Même si ces données ne concernent que l’enveloppe du bâtiment, (exclusion des émissions des installations électriques, sanitaires, chauffage…)., les valeurs semblent tout de même excessivement faibles. Le panel représentatif pour chaque catégorie se limite à un ou deux études, à mon sens bien optimistes.

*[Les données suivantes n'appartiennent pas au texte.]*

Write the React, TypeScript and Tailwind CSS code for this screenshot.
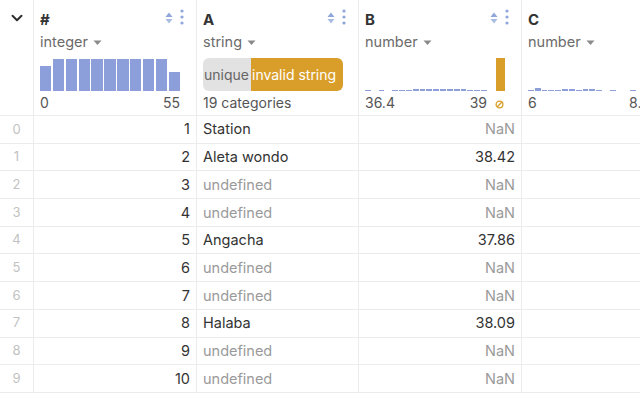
import React from "react";

const border = "border-[#ececec]";

function SortIcon() {
  return (
    <svg width="8" height="12" viewBox="0 0 8 12">
      <path d="M4 0.5 L7.5 5 L0.5 5 Z" fill="#8ea6d9" />
      <path d="M4 11.5 L7.5 7 L0.5 7 Z" fill="#a9bde3" />
    </svg>
  );
}

function Kebab() {
  return (
    <svg width="4" height="16" viewBox="0 0 4 16">
      <circle cx="2" cy="2" r="1.6" fill="#8ea6d9" />
      <circle cx="2" cy="8" r="1.6" fill="#8ea6d9" />
      <circle cx="2" cy="14" r="1.6" fill="#8ea6d9" />
    </svg>
  );
}

function Caret() {
  return (
    <svg width="9" height="6" viewBox="0 0 9 6" className="ml-[5px] mt-[2px]">
      <path d="M0.5 0.5 L8.5 0.5 L4.5 5 Z" fill="#8a8a8a" />
    </svg>
  );
}

function NullIcon() {
  return (
    <svg width="9" height="9" viewBox="0 0 9 9">
      <circle cx="4.5" cy="4.5" r="3.4" fill="none" stroke="#d99e2a" strokeWidth="1.3" />
      <path d="M2.3 6.7 L6.7 2.3" stroke="#d99e2a" strokeWidth="1.3" />
    </svg>
  );
}

function Header({
  title,
  type,
  children,
  last = false,
}: {
  title: string;
  type: string;
  children: React.ReactNode;
  last?: boolean;
}) {
  return (
    <div className={`relative h-[116px] border-b ${border} ${last ? "" : "border-r"} pl-[6px] pt-[9px] flex flex-col`}>
      <div className="h-[22px] text-[15px] font-bold text-[#333] leading-[22px]">{title}</div>
      <div className="h-[22px] flex items-center text-[14.5px] text-[#6b6b6b] leading-[22px]">
        {type}
        <Caret />
      </div>
      <div className="w-[140px] mt-[5px]">{children}</div>
      <div className="absolute right-[12px] top-[9px] flex items-start gap-[7px]">
        <div className="mt-[3px]">
          <SortIcon />
        </div>
        <Kebab />
      </div>
    </div>
  );
}

function Labels({ left, right, extra }: { left: string; right: string; extra?: React.ReactNode }) {
  return (
    <div className="flex justify-between items-center h-[20px] text-[14px] text-[#555] leading-[20px] mt-[2px]">
      <span>{left}</span>
      <span className="flex items-center">
        {right}
        {extra}
      </span>
    </div>
  );
}

const nullMark = (
  <span className="ml-[8px] mr-[1px] mt-[2px]">
    <NullIcon />
  </span>
);

const idHeights = [25, 32, 32, 32, 32, 32, 32, 32, 32, 32, 19];
const bHeights = [1, 0, 1, 0, 1, 1, 1, 2, 2, 2, 2, 2, 2, 2, 2, 1, 1, 1];
const cHeights = [1, 3, 1, 1, 1, 2, 2, 1, 2, 2, 1, 0, 1, 0, 0, 1, 0, 1];

const rows: [string, string, string][] = [
  ["1", "Station", "NaN"],
  ["2", "Aleta wondo", "38.42"],
  ["3", "undefined", "NaN"],
  ["4", "undefined", "NaN"],
  ["5", "Angacha", "37.86"],
  ["6", "undefined", "NaN"],
  ["7", "undefined", "NaN"],
  ["8", "Halaba", "38.09"],
  ["9", "undefined", "NaN"],
  ["10", "undefined", "NaN"],
];

export default function App() {
  return (
    <div
      className="w-[640px] h-[400px] overflow-hidden bg-white"
      style={{ fontFamily: "Inter, 'Noto Sans', sans-serif" }}
    >
      <div className="grid grid-cols-[34px_163px_162px_163px_163px] w-[685px]">
        {/* header */}
        <div className={`h-[116px] border-r border-b ${border} flex justify-center pt-[9px]`}>
          <svg width="18" height="18" viewBox="0 0 24 24" fill="none" stroke="#2e2e2e" strokeWidth="2.6" strokeLinecap="round" strokeLinejoin="round">
            <path d="M6 9l6 6 6-6" />
          </svg>
        </div>
        <Header title="#" type="integer">
          <div className="flex items-end h-[33px] gap-[1.5px]">
            {idHeights.map((h, i) => (
              <div key={i} className="flex-1 bg-[#8d9fda]" style={{ height: h }} />
            ))}
          </div>
          <Labels left="0" right="55" />
        </Header>
        <Header title="A" type="string">
          <div className="flex h-[33px] rounded-[6px] overflow-hidden text-[14px] leading-[33px]">
            <div className="w-[48px] bg-[#e2e2e2] text-[#666] pl-[1px]">unique</div>
            <div className="flex-1 bg-[#d99e2a] text-white pl-[1px]">invalid string</div>
          </div>
          <Labels left="19 categories" right="" />
        </Header>
        <Header title="B" type="number">
          <div className="flex items-end h-[33px]">
            <div className="flex items-end w-[122px] gap-[1px] h-full">
              {bHeights.map((h, i) => (
                <div key={i} className="flex-1 bg-[#8d9fda]" style={{ height: h }} />
              ))}
            </div>
            <div className="ml-auto w-[9px] h-[33px] bg-[#d99e2a]" />
          </div>
          <Labels left="36.4" right="39" extra={nullMark} />
        </Header>
        <Header title="C" type="number" last>
          <div className="flex items-end h-[33px]">
            <div className="flex items-end w-[122px] gap-[1px] h-full">
              {cHeights.map((h, i) => (
                <div key={i} className="flex-1 bg-[#8d9fda]" style={{ height: h }} />
              ))}
            </div>
            <div className="ml-auto w-[9px] h-[33px] bg-[#d99e2a]" />
          </div>
          <Labels left="6" right="8.9" extra={nullMark} />
        </Header>

        {rows.map((r, i) => (
          <React.Fragment key={i}>
            <div className={`h-[27.7px] border-r border-b ${border} flex items-center justify-center text-[13px] text-[#c2c2c2]`}>
              {i}
            </div>
            <div className={`h-[27.7px] border-r border-b ${border} flex items-center justify-end pr-[6px] text-[14.5px] text-[#333]`}>
              {r[0]}
            </div>
            <div
              className={`h-[27.7px] border-r border-b ${border} flex items-center pl-[6px] text-[14.5px] ${
                r[1] === "undefined" ? "text-[#9a9a9a]" : "text-[#333]"
              }`}
            >
              {r[1]}
            </div>
            <div
              className={`h-[27.7px] border-r border-b ${border} flex items-center justify-end pr-[6px] text-[14.5px] ${
                r[2] === "NaN" ? "text-[#9a9a9a]" : "text-[#333]"
              }`}
            >
              {r[2]}
            </div>
            <div className={`h-[27.7px] border-b ${border}`} />
          </React.Fragment>
        ))}
      </div>
    </div>
  );
}
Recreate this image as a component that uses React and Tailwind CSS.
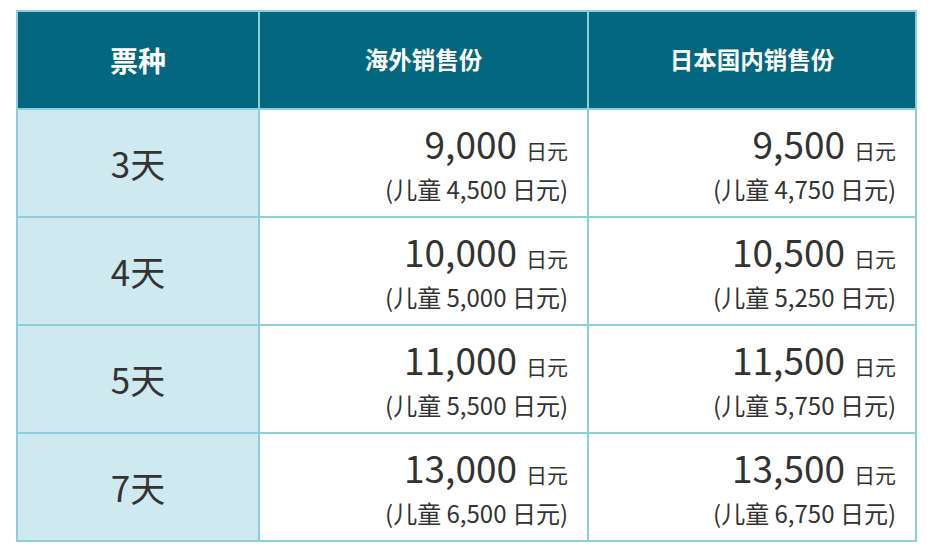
import React from 'react'

const ROWS = [
  { days: '3天', abroad: ['9,000', '4,500'], domestic: ['9,500', '4,750'] },
  { days: '4天', abroad: ['10,000', '5,000'], domestic: ['10,500', '5,250'] },
  { days: '5天', abroad: ['11,000', '5,500'], domestic: ['11,500', '5,750'] },
  { days: '7天', abroad: ['13,000', '6,500'], domestic: ['13,500', '6,750'] },
]

function Price({ adult, child }) {
  return (
    <td className="border-2 border-[#8dcfd9] bg-white pr-[19px] text-right align-middle text-[#333]">
      <div className="leading-[42px]">
        <span className="text-[37px]">{adult}</span>
        <span className="ml-[9px] text-[21px]">日元</span>
      </div>
      <div className="text-[24px] leading-[32px]">(儿童 {child} 日元)</div>
    </td>
  )
}

export default function App() {
  return (
    <div className="min-h-screen bg-white pt-[10px] pl-[16px]" style={{ fontFamily: '"Noto Sans CJK SC", "Noto Sans", sans-serif' }}>
      <table className="w-[899px] table-fixed border-collapse">
        <colgroup>
          <col className="w-[242px]" />
          <col className="w-[329px]" />
          <col className="w-[328px]" />
        </colgroup>
        <thead>
          <tr className="h-[98px] bg-[#02677f] text-white">
            <th className="border-2 border-[#8dcfd9] text-[28px] font-bold">票种</th>
            <th className="border-2 border-[#8dcfd9] text-[23.5px] font-bold">海外销售份</th>
            <th className="border-2 border-[#8dcfd9] text-[23.5px] font-bold">日本国内销售份</th>
          </tr>
        </thead>
        <tbody>
          {ROWS.map(r => (
            <tr key={r.days} className="h-[108px]">
              <td className="border-2 border-[#8dcfd9] bg-[#cfe9f1] text-center text-[35px] text-[#333]">{r.days}</td>
              <Price adult={r.abroad[0]} child={r.abroad[1]} />
              <Price adult={r.domestic[0]} child={r.domestic[1]} />
            </tr>
          ))}
        </tbody>
      </table>
    </div>
  )
}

Le guide des facteurs d’émissions de l’ADEME donne pour les FE des émissions par unités de surface de bâtiment les valeurs suivantes, valeurs qui me semblent encore faibles :

ratio ADEME

ratio ADEME

Pour ma part, l’énergie grise de la construction est bien plus conséquente  :

ratio construction carbone TCE

Vous pouvez retrouver le détail concernant ces ratios ici.

Conclusion :

Ce document formalise la réalisation d’un bilan carbone® bâtiment, c’est une bonne base, (malgré les critiques ci-dessus). Pour avoir consulté quelques bilan carbone® d’opérations de construction, il me semble, que ceux-ci sont souvent réalisés en agrégeant des données trop globales et avec des facteurs d’émission trop génériques. L’ordre de grandeur est souvent cohérent, mais il manque le détail permettant de cerner les postes pouvant être « travaillés », il n’est pas rare que le prestataire s’attache à analyser des postes de second ordre. La climatisation de la base vie du chantier par exemple, même si les fluides frigorigènes ont un PRG important, les modules des bungalows de chantier ne sont (jamais) rarement rechargés, d’où un « amortissement » des émissions de ces clims sur de nombreux chantiers, ce qui rend ce poste insignifiant.

…cette étude constitue un premier pas, en attendant que les retours d’expérience affinent les résultats.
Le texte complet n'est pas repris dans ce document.